Area of Triangle in Determinant Form with Vertex at Origin/Proof 2

Example of Area of Triangle in Determinant Form

Let $A = \tuple {0, 0}, B = \tuple {b, a}, C = \tuple {x, y}$ be points in the Cartesian plane.

Let $T$ the triangle whose vertices are at $A$, $B$ and $C$.

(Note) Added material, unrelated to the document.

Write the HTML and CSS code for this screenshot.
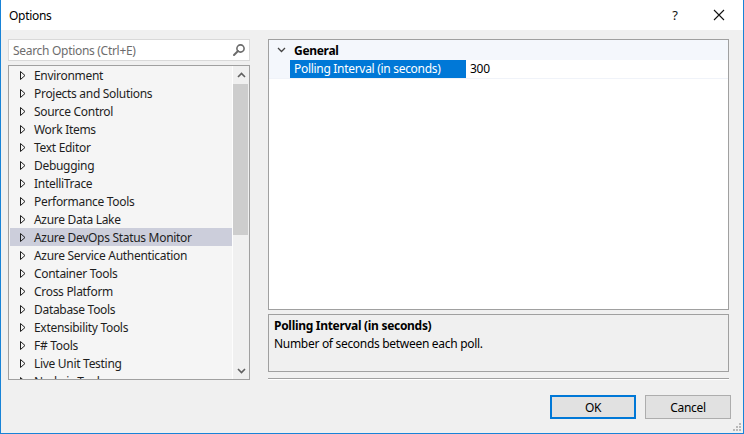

Then the area $\AA$ of $T$ is:

$\map \Area T = \dfrac {\size {b y - a x} } 2$

Let the polar coordinates of $B$ and $C$ be:

$\ds B$

$=$

$\ds \polar {r_1, \theta_1}$

$\ds C$

$=$

$\ds \polar {r_2, \theta_2}$

Let $\theta$ be the angle between $AB$ and $AC$.

Then we have:

$\ds \map \Area {\triangle ABC}$

$=$

$\ds \dfrac 1 2 AB \cdot AC \sin \theta$

$\ds $

$=$

$\ds \dfrac 1 2 r_1 r_2 \map \sin {\theta_2 - \theta_1}$

Definition of $\theta$

$\ds $

$=$

$\ds \dfrac 1 2 r_1 r_2 \paren {\sin \theta_2 \cos \theta_1 - \cos \theta_2 \sin \theta_1}$

$\ds $

$=$

$\ds \dfrac 1 2 \paren {r_1 \cos \theta_1 r_2 \sin \theta_2 - r_1 \sin \theta_1 r_2 \cos \theta_2}$

rearranging

$\ds $

$=$

$\ds \dfrac 1 2 \paren {b y - a x}$

rearranging

We can define the area of $\triangle ABC$ as being positive or negative according to the sign of $\dfrac 1 2 \paren {b y - a x}$.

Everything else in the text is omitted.